* [GIVEN TASK] Find each line holding "styles" and copy it out.

◆ ◆ ◆ ◆ ◆ ◆ ◆

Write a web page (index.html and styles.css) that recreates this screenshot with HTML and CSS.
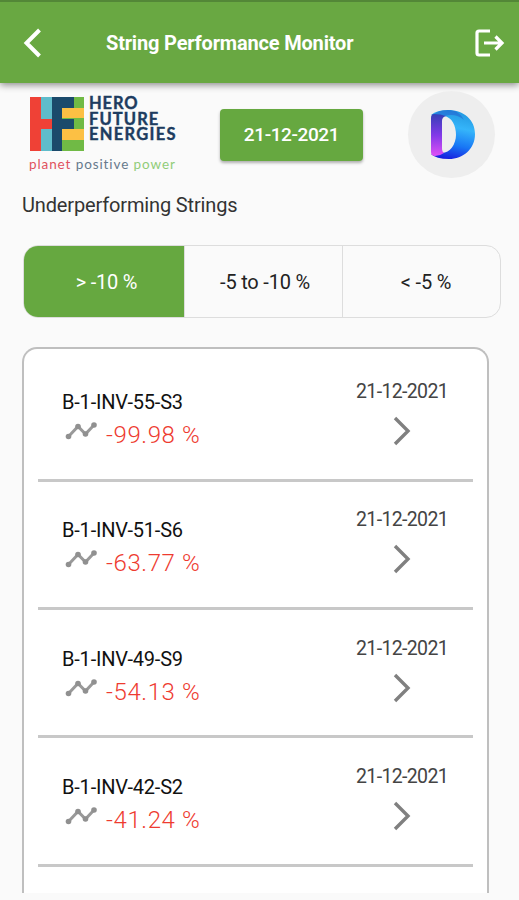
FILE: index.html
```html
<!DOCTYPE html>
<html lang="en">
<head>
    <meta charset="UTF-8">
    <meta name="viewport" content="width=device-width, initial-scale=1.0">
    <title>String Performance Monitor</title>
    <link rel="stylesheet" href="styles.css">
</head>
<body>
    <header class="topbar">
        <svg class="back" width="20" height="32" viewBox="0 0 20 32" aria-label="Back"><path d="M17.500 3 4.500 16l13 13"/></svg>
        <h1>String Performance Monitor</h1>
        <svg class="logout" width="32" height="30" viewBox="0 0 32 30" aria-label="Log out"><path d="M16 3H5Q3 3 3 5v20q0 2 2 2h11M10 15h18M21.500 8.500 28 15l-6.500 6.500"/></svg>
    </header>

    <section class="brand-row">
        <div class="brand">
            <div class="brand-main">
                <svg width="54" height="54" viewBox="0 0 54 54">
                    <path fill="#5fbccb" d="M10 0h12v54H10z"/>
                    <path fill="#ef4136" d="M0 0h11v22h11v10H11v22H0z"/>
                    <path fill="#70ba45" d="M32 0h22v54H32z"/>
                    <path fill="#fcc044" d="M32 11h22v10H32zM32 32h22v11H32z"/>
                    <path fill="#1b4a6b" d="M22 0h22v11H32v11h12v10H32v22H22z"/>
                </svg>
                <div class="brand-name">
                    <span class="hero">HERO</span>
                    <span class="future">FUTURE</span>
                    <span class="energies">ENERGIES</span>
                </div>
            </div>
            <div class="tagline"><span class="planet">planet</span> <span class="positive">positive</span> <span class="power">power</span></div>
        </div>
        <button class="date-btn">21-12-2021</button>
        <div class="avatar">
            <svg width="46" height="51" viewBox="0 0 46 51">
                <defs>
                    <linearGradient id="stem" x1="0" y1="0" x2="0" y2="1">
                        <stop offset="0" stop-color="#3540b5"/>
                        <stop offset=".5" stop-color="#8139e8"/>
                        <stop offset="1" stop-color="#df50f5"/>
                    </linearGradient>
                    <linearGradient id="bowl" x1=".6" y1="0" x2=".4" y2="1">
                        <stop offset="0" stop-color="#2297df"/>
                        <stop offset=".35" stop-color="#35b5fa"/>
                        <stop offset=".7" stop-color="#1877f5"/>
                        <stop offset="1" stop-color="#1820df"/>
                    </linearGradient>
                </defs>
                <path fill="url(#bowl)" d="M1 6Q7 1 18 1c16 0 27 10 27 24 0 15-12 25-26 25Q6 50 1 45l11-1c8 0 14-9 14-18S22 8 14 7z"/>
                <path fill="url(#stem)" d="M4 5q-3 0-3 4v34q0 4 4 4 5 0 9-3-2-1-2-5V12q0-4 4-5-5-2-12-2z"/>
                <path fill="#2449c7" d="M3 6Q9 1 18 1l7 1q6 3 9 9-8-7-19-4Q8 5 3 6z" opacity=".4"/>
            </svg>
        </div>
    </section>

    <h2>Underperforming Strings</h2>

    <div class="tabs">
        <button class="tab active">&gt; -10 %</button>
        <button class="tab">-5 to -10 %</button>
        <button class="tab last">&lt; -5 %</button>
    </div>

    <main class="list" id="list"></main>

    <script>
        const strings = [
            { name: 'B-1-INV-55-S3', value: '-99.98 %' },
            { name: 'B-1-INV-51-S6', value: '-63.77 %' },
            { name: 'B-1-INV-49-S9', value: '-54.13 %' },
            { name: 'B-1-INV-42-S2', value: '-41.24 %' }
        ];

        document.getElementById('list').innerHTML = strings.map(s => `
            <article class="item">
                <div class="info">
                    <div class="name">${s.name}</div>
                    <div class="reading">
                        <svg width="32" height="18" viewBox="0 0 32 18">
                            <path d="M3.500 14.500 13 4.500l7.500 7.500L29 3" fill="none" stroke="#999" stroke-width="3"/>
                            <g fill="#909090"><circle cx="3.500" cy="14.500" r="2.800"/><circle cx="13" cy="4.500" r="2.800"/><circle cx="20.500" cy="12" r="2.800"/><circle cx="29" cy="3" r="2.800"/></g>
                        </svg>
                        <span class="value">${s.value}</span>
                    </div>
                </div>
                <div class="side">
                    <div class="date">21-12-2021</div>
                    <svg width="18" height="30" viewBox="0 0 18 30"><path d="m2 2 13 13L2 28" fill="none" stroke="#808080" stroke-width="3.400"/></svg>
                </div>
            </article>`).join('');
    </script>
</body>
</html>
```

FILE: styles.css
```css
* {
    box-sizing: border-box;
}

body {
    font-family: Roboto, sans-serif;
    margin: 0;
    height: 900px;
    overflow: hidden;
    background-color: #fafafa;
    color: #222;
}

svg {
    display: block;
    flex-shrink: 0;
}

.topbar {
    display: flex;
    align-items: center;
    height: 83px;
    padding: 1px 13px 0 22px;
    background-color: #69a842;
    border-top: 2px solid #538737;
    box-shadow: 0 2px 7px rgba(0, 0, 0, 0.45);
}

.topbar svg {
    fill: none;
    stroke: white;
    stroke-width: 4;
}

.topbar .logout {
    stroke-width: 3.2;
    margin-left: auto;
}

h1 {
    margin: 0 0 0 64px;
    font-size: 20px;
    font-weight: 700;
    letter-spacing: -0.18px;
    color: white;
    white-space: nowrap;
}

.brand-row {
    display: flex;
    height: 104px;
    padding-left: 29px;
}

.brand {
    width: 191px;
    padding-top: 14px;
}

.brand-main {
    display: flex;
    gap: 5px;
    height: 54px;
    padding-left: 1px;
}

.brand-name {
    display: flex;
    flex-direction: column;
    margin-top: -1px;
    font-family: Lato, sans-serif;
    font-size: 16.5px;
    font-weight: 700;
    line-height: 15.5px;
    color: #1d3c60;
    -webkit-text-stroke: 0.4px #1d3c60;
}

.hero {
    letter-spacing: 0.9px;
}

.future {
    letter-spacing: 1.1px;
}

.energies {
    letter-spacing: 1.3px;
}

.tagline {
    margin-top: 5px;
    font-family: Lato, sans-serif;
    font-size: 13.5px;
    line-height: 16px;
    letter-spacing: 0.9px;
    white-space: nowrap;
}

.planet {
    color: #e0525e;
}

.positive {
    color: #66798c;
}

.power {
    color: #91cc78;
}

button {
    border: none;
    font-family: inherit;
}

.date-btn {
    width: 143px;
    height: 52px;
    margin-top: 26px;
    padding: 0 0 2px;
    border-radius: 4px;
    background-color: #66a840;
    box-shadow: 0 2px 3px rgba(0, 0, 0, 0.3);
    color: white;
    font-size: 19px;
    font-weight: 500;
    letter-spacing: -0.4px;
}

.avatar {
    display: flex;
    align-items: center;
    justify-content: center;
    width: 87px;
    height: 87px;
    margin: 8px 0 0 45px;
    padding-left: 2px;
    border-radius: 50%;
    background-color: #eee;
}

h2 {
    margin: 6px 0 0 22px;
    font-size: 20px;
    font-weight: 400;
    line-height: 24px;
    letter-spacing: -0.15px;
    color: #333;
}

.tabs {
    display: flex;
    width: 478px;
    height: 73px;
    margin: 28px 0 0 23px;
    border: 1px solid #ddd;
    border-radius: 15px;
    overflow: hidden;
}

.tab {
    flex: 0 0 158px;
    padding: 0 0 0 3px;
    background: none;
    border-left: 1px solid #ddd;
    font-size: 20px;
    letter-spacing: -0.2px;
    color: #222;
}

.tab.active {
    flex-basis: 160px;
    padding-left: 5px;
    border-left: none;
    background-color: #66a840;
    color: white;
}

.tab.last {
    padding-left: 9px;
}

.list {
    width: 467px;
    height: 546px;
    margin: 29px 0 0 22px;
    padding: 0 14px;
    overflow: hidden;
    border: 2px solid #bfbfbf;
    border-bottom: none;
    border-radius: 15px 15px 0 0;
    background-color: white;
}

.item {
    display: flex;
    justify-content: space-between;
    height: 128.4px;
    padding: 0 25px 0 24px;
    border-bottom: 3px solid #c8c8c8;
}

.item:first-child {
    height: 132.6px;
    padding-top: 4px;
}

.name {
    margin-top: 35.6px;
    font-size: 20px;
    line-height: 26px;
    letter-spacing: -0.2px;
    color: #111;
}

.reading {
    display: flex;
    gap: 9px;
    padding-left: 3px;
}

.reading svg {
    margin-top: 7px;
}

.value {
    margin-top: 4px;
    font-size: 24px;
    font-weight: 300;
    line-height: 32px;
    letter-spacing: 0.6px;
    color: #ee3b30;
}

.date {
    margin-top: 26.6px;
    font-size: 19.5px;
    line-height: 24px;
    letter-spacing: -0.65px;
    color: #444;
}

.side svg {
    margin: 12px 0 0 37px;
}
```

◆ ◆ ◆ ◆ ◆ ◆ ◆

* [RESPONSE TO THIS EXERCISE]
Write a web page (index.html and styles.css) that recreates this screenshot with HTML and CSS.
    <link rel="stylesheet" href="styles.css">
FILE: styles.css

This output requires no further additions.